Still, the season’s last episodes added resonance for characters that often seem to be running in place as a side effect of 30 Rock‘s fast-paced, gag-heavy style (the show is just as referential to old sitcom tropes as Community, without the explicit smugness). Liz was back to 30 Rock business as usual, meeting another possible dream date in the form of a dorky pilot (Matt Damon) who happens to worship her NBC comedy series. But Jack made an actual decision to commit to Nancy — followed by fate choosing Avery, as she is pregnant with his child. As on Community, the writers acknowledged that someone could be attracted to two different people without stacking the deck, romantic comedy style, for a clear favorite. Or, as Jack put it: “Haven’t you ever read Archie comics?”

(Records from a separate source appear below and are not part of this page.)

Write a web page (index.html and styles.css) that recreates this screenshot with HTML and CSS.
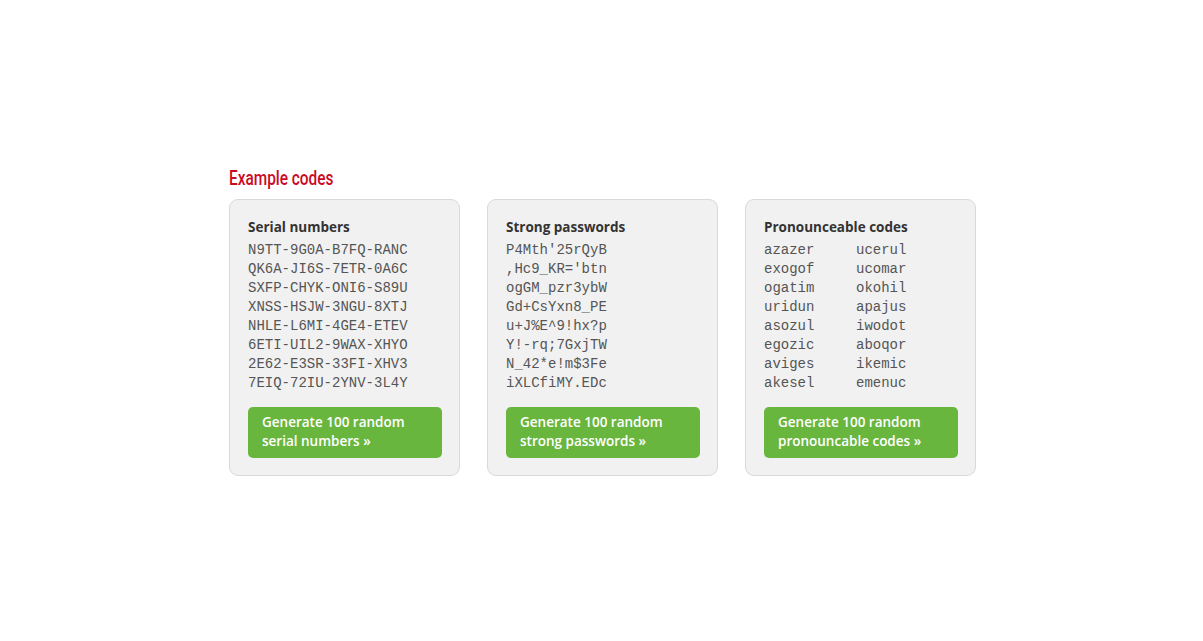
FILE: index.html
```html
<!DOCTYPE html>
<html>
<head>
<meta charset="utf-8">
<link rel="stylesheet" href="styles.css">
</head>
<body>
<main class="wrap">
  <h2 class="heading"><span class="heading-text">Example codes</span></h2>
  <div class="cards">
    <section class="card">
      <h3 class="card-title">Serial numbers</h3>
      <div class="codes">
        <div>N9TT-9G0A-B7FQ-RANC</div>
        <div>QK6A-JI6S-7ETR-0A6C</div>
        <div>SXFP-CHYK-ONI6-S89U</div>
        <div>XNSS-HSJW-3NGU-8XTJ</div>
        <div>NHLE-L6MI-4GE4-ETEV</div>
        <div>6ETI-UIL2-9WAX-XHYO</div>
        <div>2E62-E3SR-33FI-XHV3</div>
        <div>7EIQ-72IU-2YNV-3L4Y</div>
      </div>
      <a class="btn" href="#">Generate 100 random<br>serial numbers »</a>
    </section>
    <section class="card">
      <h3 class="card-title">Strong passwords</h3>
      <div class="codes">
        <div>P4Mth'25rQyB</div>
        <div>,Hc9_KR='btn</div>
        <div>ogGM_pzr3ybW</div>
        <div>Gd+CsYxn8_PE</div>
        <div>u+J%E^9!hx?p</div>
        <div>Y!-rq;7GxjTW</div>
        <div>N_42*e!m$3Fe</div>
        <div>iXLCfiMY.EDc</div>
      </div>
      <a class="btn" href="#">Generate 100 random<br>strong passwords »</a>
    </section>
    <section class="card">
      <h3 class="card-title">Pronounceable codes</h3>
      <div class="codes two-col">
        <div>azazer</div><div>ucerul</div>
        <div>exogof</div><div>ucomar</div>
        <div>ogatim</div><div>okohil</div>
        <div>uridun</div><div>apajus</div>
        <div>asozul</div><div>iwodot</div>
        <div>egozic</div><div>aboqor</div>
        <div>aviges</div><div>ikemic</div>
        <div>akesel</div><div>emenuc</div>
      </div>
      <a class="btn" href="#">Generate 100 random<br>pronouncable codes »</a>
    </section>
  </div>
</main>
</body>
</html>
```

FILE: styles.css
```css
html, body {
  margin: 0;
  padding: 0;
  background: #ffffff;
}
body {
  font-family: "Open Sans", "DejaVu Sans", sans-serif;
  color: #333333;
}
.wrap {
  width: 747px;
  margin-left: calc(50% - 372.5px);
  padding-top: 166px;
}
.heading {
  margin: 0 0 8px 0;
  font-family: Roboto, "Liberation Sans", sans-serif;
  font-weight: 500;
  font-size: 20px;
  line-height: 25px;
  color: #cc0a1f;
}
.heading-text {
  display: inline-block;
  transform: scaleX(0.77);
  transform-origin: left center;
}
.cards {
  display: flex;
  gap: 27px;
}
.card {
  width: 231px;
  flex: none;
  box-sizing: border-box;
  background: #f1f1f1;
  border: 1px solid #d9d9d9;
  border-radius: 9px;
  padding: 17px 17px 17px 18px;
}
.card-title {
  margin: 0 0 4px 0;
  font-size: 13.5px;
  font-weight: 700;
  line-height: 20px;
  color: #333333;
}
.codes {
  font-family: "Liberation Mono", "Courier New", monospace;
  font-size: 14px;
  line-height: 19px;
  color: #555555;
}
.two-col {
  display: grid;
  grid-template-columns: 92px auto;
}
.btn {
  display: block;
  margin-top: 14px;
  background: #69b63f;
  color: #ffffff;
  text-decoration: none;
  border-radius: 5px;
  padding: 6px 14px 7px 14px;
  font-size: 13.5px;
  font-weight: 600;
  line-height: 19px;
}
```
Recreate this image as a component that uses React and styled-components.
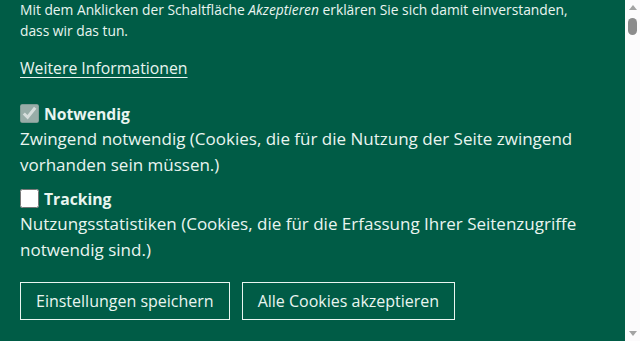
import styled, { createGlobalStyle } from "styled-components";

const GlobalStyle = createGlobalStyle`
  html, body {
    margin: 0;
    padding: 0;
  }
  body {
    background: #005c46;
    font-family: "Open Sans", "Liberation Sans", sans-serif;
    color: #e9f5f0;
  }
`;

const Page = styled.div`
  display: flex;
  height: 100vh;
  overflow: hidden;
`;

const Banner = styled.main`
  flex: 1;
  min-width: 0;
  padding: 0 36px 0 20px;
  background: #005c46;
`;

const Intro = styled.p`
  margin: -1.5px 0 0;
  font-size: 13.8px;
  line-height: 21px;
  em {
    font-style: italic;
  }
`;

const InfoLink = styled.a`
  display: inline-block;
  margin-top: 15px;
  font-size: 15.8px;
  line-height: 24px;
  color: inherit;
  text-decoration: underline;
  text-underline-offset: 3px;
`;

const Option = styled.div`
  margin-top: ${(p) => p.$gap}px;
`;

const OptionLabel = styled.label`
  display: flex;
  align-items: center;
  gap: 5px;
  font-size: 15.7px;
  line-height: 24px;
  font-weight: 700;
`;

const Box = styled.input`
  width: 19px;
  height: 19px;
  margin: 0;
`;

const OptionText = styled.p`
  margin: 0;
  font-size: 17px;
  line-height: 26px;
`;

const Actions = styled.div`
  display: flex;
  gap: 12px;
  margin-top: 19px;
`;

const Button = styled.button`
  height: 38px;
  padding: 0 15px;
  background: transparent;
  border: 1px solid #e9f5f0;
  border-radius: 0;
  color: #e9f5f0;
  font-family: inherit;
  font-size: 16px;
  cursor: pointer;
`;

const Scrollbar = styled.div`
  flex: 0 0 15px;
  display: flex;
  flex-direction: column;
  background: #fcfbfc;
`;

const ArrowButton = styled.div`
  height: 15px;
  display: flex;
  align-items: center;
  justify-content: center;

  &::before {
    content: "";
    border-left: 4.5px solid transparent;
    border-right: 4.5px solid transparent;
    ${(p) =>
      p.$down
        ? "border-top: 5px solid #a3a3a3;"
        : "border-bottom: 5px solid #a3a3a3;"}
  }
`;

const Track = styled.div`
  flex: 1;
  padding: 3px 3px 0;
`;

const Thumb = styled.div`
  height: 17px;
  border-radius: 5px;
  background: #8c8c8c;
`;

export default function App() {
  return (
    <>
      <GlobalStyle />
      <Page>
        <Banner>
          <Intro>
            Mit dem Anklicken der Schaltfläche <em>Akzeptieren</em> erklären Sie
            sich damit einverstanden, dass wir das tun.
          </Intro>
          <InfoLink href="#">Weitere Informationen</InfoLink>
          <Option $gap={22}>
            <OptionLabel>
              <Box type="checkbox" checked disabled readOnly />
              Notwendig
            </OptionLabel>
            <OptionText>
              Zwingend notwendig (Cookies, die für die Nutzung der Seite zwingend
              vorhanden sein müssen.)
            </OptionText>
          </Option>
          <Option $gap={9}>
            <OptionLabel>
              <Box type="checkbox" />
              Tracking
            </OptionLabel>
            <OptionText>
              Nutzungsstatistiken (Cookies, die für die Erfassung Ihrer
              Seitenzugriffe notwendig sind.)
            </OptionText>
          </Option>
          <Actions>
            <Button>Einstellungen speichern</Button>
            <Button>Alle Cookies akzeptieren</Button>
          </Actions>
        </Banner>
        <Scrollbar aria-hidden="true">
          <ArrowButton />
          <Track>
            <Thumb />
          </Track>
          <ArrowButton $down />
        </Scrollbar>
      </Page>
    </>
  );
}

If the newer shows keep following the Office model while remaining true to their own idiosyncratic styles, the confident but realistic hope of season champ Parks and Recreation could be realized for a few more years. A bigger question may be whether NBC will continue to offer such high-quality comedy in a world that has turned away from Must-See Thursday and embraced the CBS Laff-Track Monday (with lonely How I Met Your Mother representing for strong writing). Already NBC has announced plans to bench Parks (the lowest-rated of the bunch) until midseason, subbing in the new comedy Outsourced. It may well turn out to be a strong addition to the network’s high-quality comedy roster, but early clips make it look suspiciously like the single-camera version of those ’90s failures: a network exec’s focus-grouped, shopworn idea of how to make a hip new comedy. Must-See TV could still wind up as a flat joke unto itself.